There are solutions to a lot of this. There’s infrastructure you could build to make it much safer for such “citizen developers” to write software. But not everybody will have that infrastructure, and even when they do, it will never cover every possible edge case. Plus, some people will intentionally or unintentionally “work around” the infrastructure to do the wrong things anyway.

I could provide all the healthy food in the world to people, make it easily accessible, and some people would still eat terribly, because they don’t understand nutrition. This isn’t a technical problem, and so it doesn’t have a technical solution.

This is a Repeating Pattern

In the history of software engineering, every ten years somebody comes along and invents some new paradigm of development and re-discovers all the lessons we have learned about software development over the last many decades.

Once upon a time we had structured programming (blocks and loops).
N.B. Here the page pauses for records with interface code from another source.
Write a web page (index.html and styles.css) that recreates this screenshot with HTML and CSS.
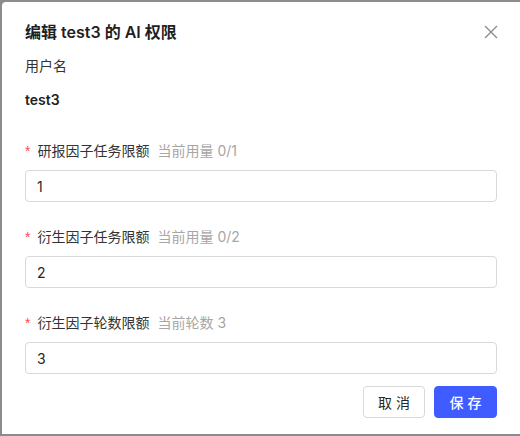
FILE: index.html
```html
<!DOCTYPE html>
<html lang="zh-CN">
<head>
<meta charset="utf-8">
<title>编辑 AI 权限</title>
<link rel="stylesheet" href="styles.css">
</head>
<body>
<div class="modal">
  <div class="modal-header">
    <h2 class="modal-title">编辑 test3 的 AI 权限</h2>
    <button class="close" aria-label="关闭">
      <svg width="14" height="14" viewBox="0 0 14 14"><path d="M1 1L13 13M13 1L1 13" stroke="#8a8a8a" stroke-width="1.3" fill="none"/></svg>
    </button>
  </div>
  <div class="field-static">
    <div class="static-label">用户名</div>
    <div class="static-value">test3</div>
  </div>
  <div class="form-item">
    <label class="form-label"><span class="req">*</span>研报因子任务限额<span class="hint">当前用量 0/1</span></label>
    <input class="input" type="text" value="1">
  </div>
  <div class="form-item">
    <label class="form-label"><span class="req">*</span>衍生因子任务限额<span class="hint">当前用量 0/2</span></label>
    <input class="input" type="text" value="2">
  </div>
  <div class="form-item">
    <label class="form-label"><span class="req">*</span>衍生因子轮数限额<span class="hint">当前轮数 3</span></label>
    <input class="input" type="text" value="3">
  </div>
  <div class="footer">
    <button class="btn btn-default"><span class="btn-text">取消</span></button>
    <button class="btn btn-primary"><span class="btn-text">保存</span></button>
  </div>
</div>
</body>
</html>
```

FILE: styles.css
```css
html, body {
  margin: 0;
  padding: 0;
  height: 100%;
  overflow: hidden;
  background: #8c8c8c;
}
body {
  font-family: "Inter", "Noto Sans CJK SC", sans-serif;
  color: #262626;
  font-size: 14px;
}
.modal {
  margin: 2px 0 0 2px;
  width: 472px;
  padding: 18px 25px 16px 23px;
  background: #fff;
  border-radius: 4px 0 0 0;
}
.modal-header {
  display: flex;
  align-items: center;
  justify-content: space-between;
}
.modal-title {
  margin: 0;
  font-size: 16px;
  font-weight: 600;
  line-height: 24px;
  color: #1f1f1f;
}
.close {
  border: 0;
  background: none;
  padding: 0;
  width: 14px;
  height: 14px;
  margin-right: -1px;
  display: flex;
}
.field-static {
  margin-top: 11px;
}
.static-label {
  line-height: 22px;
  color: #333;
}
.static-value {
  margin-top: 12px;
  line-height: 22px;
  font-weight: 600;
  color: #1f1f1f;
}
.form-item {
  margin-top: 24px;
}
.field-static + .form-item {
  margin-top: 29px;
}
.form-label {
  display: block;
  line-height: 22px;
  color: #333;
}
.req {
  color: #ff4d4f;
  margin-right: 7px;
  font-family: "Liberation Sans", sans-serif;
}
.hint {
  color: #a6a6a6;
  margin-left: 8px;
}
.input {
  display: block;
  box-sizing: border-box;
  width: 100%;
  height: 32px;
  margin-top: 8px;
  padding: 0 11px;
  border: 1px solid #d9d9d9;
  border-radius: 4px;
  font-family: inherit;
  font-size: 14px;
  color: #262626;
  outline: none;
}
.footer {
  display: flex;
  justify-content: flex-end;
  gap: 9px;
  margin-top: 12px;
}
.btn {
  height: 32px;
  box-sizing: border-box;
  padding: 0;
  white-space: nowrap;
  font-family: inherit;
  font-size: 14px;
  border-radius: 4px;
}
.btn-text {
  letter-spacing: 4px;
  margin-right: -4px;
}
.btn-default {
  background: #fff;
  border: 1px solid #d9d9d9;
  color: #262626;
  width: 62px;
}
.btn-primary {
  background: #3e5cff;
  border: 1px solid #3e5cff;
  color: #fff;
  width: 63px;
  font-weight: 500;
}
```
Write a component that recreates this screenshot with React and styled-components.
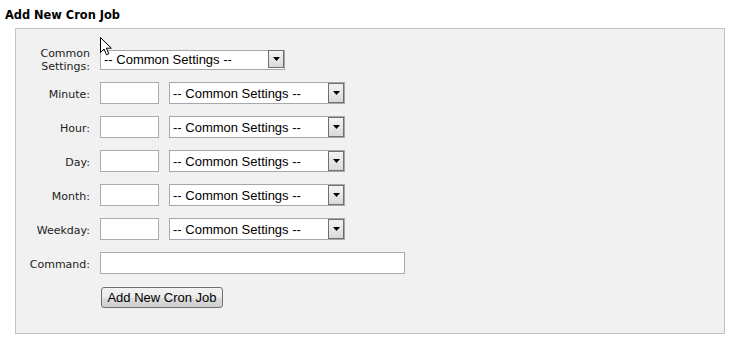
import React from 'react'
import styled, { createGlobalStyle } from 'styled-components'

const GlobalStyle = createGlobalStyle`
  html, body {
    margin: 0;
    padding: 0;
    background: #fff;
  }
  body {
    font-family: "DejaVu Sans", Verdana, sans-serif;
    color: #000;
  }
`

const Page = styled.div`
  position: relative;
  padding: 9px 5px 0 5px;
`

const Title = styled.h3`
  margin: 0 0 7px 0;
  font-size: 11.4px;
  line-height: 12px;
  font-weight: bold;
`

const Panel = styled.div`
  margin-left: 10px;
  width: 710px;
  height: 306px;
  box-sizing: border-box;
  background: #f1f1f1;
  border: 1px solid #b9c9c1;
  padding: 13px 10px 0 10px;
`

const Form = styled.div`
  display: grid;
  grid-template-columns: 64px 1fr;
  grid-auto-rows: 34px;
  column-gap: 10px;
  align-items: center;
`

const Label = styled.label`
  font-size: 11px;
  line-height: 13px;
  padding-top: 2px;
  text-align: right;
  color: #222;
`

const Controls = styled.div`
  display: flex;
  align-items: center;
  gap: 10px;
`

const TextInput = styled.input`
  box-sizing: border-box;
  width: ${p => p.$w}px;
  height: 22px;
  margin: 0;
  padding: 1px 3px;
  background: #fff;
  border: 1px solid #a9adb2;
  font-family: "Liberation Sans", Arial, sans-serif;
  font-size: 13px;
`

const SelectWrap = styled.div`
  position: relative;
  width: ${p => p.$w}px;
  height: ${p => p.$h}px;
`

const Select = styled.select`
  appearance: none;
  -webkit-appearance: none;
  box-sizing: border-box;
  width: 100%;
  height: 100%;
  margin: 0;
  padding: 0 0 0 3px;
  background: #fff;
  border: 1px solid #a5a9ad;
  border-radius: 0;
  font-family: "Liberation Sans", Arial, sans-serif;
  font-size: 13px;
  color: #000;
`

const ArrowBox = styled.span`
  position: absolute;
  top: 1px;
  right: 1px;
  bottom: 1px;
  width: 16px;
  box-sizing: border-box;
  border: 1px solid #6f6f6f;
  background: linear-gradient(#f4f4f4, #d9d9d9);
  display: flex;
  align-items: center;
  justify-content: center;
  pointer-events: none;
`

const Button = styled.button`
  box-sizing: border-box;
  width: 122px;
  height: 21px;
  margin-left: 1px;
  padding: 0;
  border: 1px solid #707070;
  border-radius: 3px;
  background: linear-gradient(#f2f2f2 0%, #ebebeb 50%, #dddddd 51%, #cfcfcf 100%);
  font-family: "Liberation Sans", Arial, sans-serif;
  font-size: 13px;
  color: #000;
`

const Cursor = styled.svg`
  position: absolute;
  left: 100px;
  top: 37px;
`

const CommonSelect = ({ w = 176, h = 22 }) => (
  <SelectWrap $w={w} $h={h}>
    <Select defaultValue="">
      <option value="">-- Common Settings --</option>
    </Select>
    <ArrowBox>
      <svg width="7" height="4" viewBox="0 0 7 4">
        <path d="M0 0 H7 L3.5 4 Z" fill="#000" />
      </svg>
    </ArrowBox>
  </SelectWrap>
)

const fields = ['Minute', 'Hour', 'Day', 'Month', 'Weekday']

export default function App() {
  return (
    <>
      <GlobalStyle />
      <Page>
        <Title>Add New Cron Job</Title>
        <Panel>
          <Form>
            <Label>Common Settings:</Label>
            <Controls>
              <CommonSelect w={185} h={20} />
            </Controls>
            {fields.map(f => (
              <React.Fragment key={f}>
                <Label>{f}:</Label>
                <Controls>
                  <TextInput $w={59} />
                  <CommonSelect />
                </Controls>
              </React.Fragment>
            ))}
            <Label>Command:</Label>
            <Controls>
              <TextInput $w={305} />
            </Controls>
            <span />
            <Controls>
              <Button>Add New Cron Job</Button>
            </Controls>
          </Form>
        </Panel>
        <Cursor width="13" height="19" viewBox="0 0 13 19">
          <path
            d="M0.5 0.5 L0.5 15.5 L4 12 L6.5 17.8 L8.8 16.8 L6.4 11.2 L11.3 11.2 Z"
            fill="#fff"
            stroke="#000"
            strokeWidth="1"
            strokeLinejoin="miter"
          />
        </Cursor>
      </Page>
    </>
  )
}
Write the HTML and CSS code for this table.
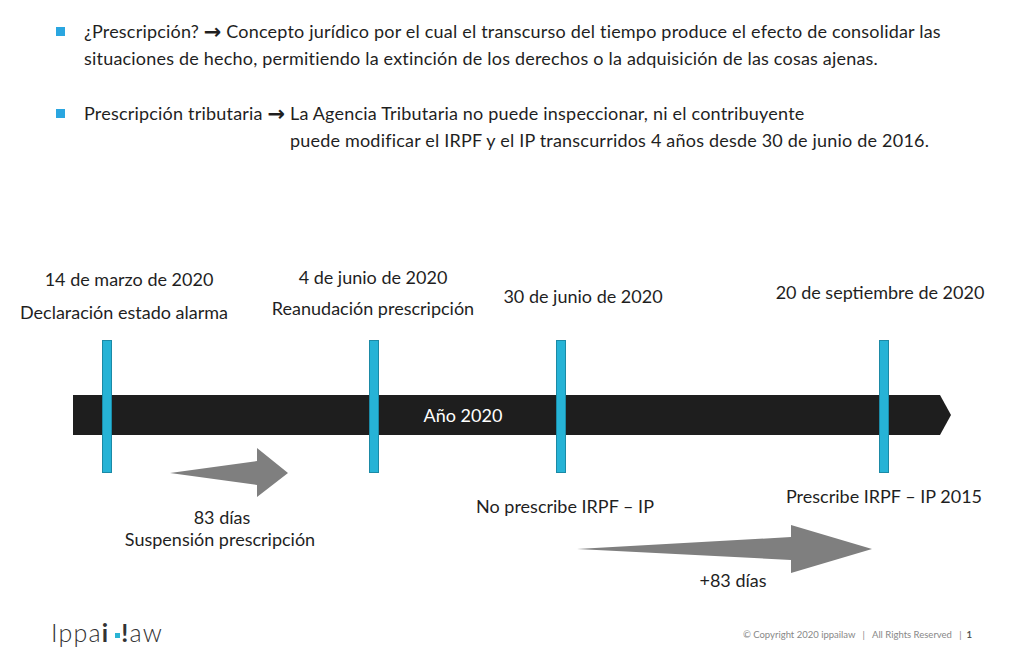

Then we developed object-oriented programming, and everybody re-learned all the lessons we already learned from structured programming. We were putting software on mainframes, and then we were shipping boxed software personal computers and had to re-learn all the lessons about development processes that had already been learned in the mainframe era. When web development started to rise in the world, the whole world of web development rediscovered all the tools, structures, and processes of software development that software engineers had already known for decades.

This pattern has repeated over and over. When mobile development rose, it went through the same cycle. Machine learning engineers went through it and are still going through it.

This pattern repeats because there are aspects of building software systems that are inherent in solving the problem, no matter what shape the problem takes. It’s also worth understanding that this pattern isn’t new, and that every time it’s happened, we have been dismissive of the new developers much to their detriment and ours.

This time, though, it’s not just a small group discovering a new paradigm of software development. Potentially, it’s everybody in the world discovering software development itself.

So here is my plea to you. When you find somebody using an AI agent to build software with no understanding of it, don’t dismiss them. Don’t throw your hands up and walk away. Don’t lecture them about how they are doing everything wrong and how they have to work and study for years to do it the right way. Listen to their troubles, gently give them specific suggestions to help with their immediate situation, give them a “tip” or two that will help them do better in the future, and let them know you’re there when they have more questions.

Over time, I suspect that this will actually become more and more of our role as software developers—not just to build things, but to help mentor and guide a world that is newly coming to discover both the joys and the pains of building real programs.